MOONSTONE
(Adularia)
An opalescent
variety of feldspar, so named from a supposed chatoyant similarity to
the moon. It is found in Ceylon, Mount Adula, and occasionally in
Northern Europe and the United States.
Crystallization monoclinic; usually in thick, rectangular prisms or crystalline fragments. Also massive and granular.
Hardness, 6 to 6.5; specific gravity, 2.4 to 2.6.
Lustre
pearly and chatoyant; transparent to subtrans-lucent. If cut with a
high dome, an effect is sometimes produced resembling the cat's-eye.
Cleavage perfect parallel to the shorter diagonal; fracture conchoidal or uneven.
Doubly refractive (index, 1.55); dichroic; electric when polished.
It consists of silica, 64.7; alumina, 18.4; potash, 16.9.

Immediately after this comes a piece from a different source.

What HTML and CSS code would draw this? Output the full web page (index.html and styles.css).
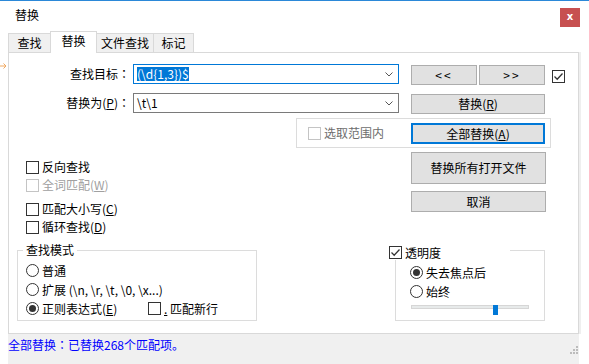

It is not attacked by acids; fuses only on the edges, but with borax melts slowly to transparent glass.
Color,
light tints of pearly gray, blue, green, and flesh-red. Sometimes the
play of light shows one of these tints floating on a gray background.
It is cut en cabochon or rounded on either side.
Adularia is the same stone when white or colorless sub-transparent.
Selenite,
one of the finer varieties of gypsum, is found in some of the central
counties of England. Its name signifies " moonstone," but it is not
the mineral known to jewellers as moonstone. It is soft, has a
moonshine lustre, and is used for beads, etc.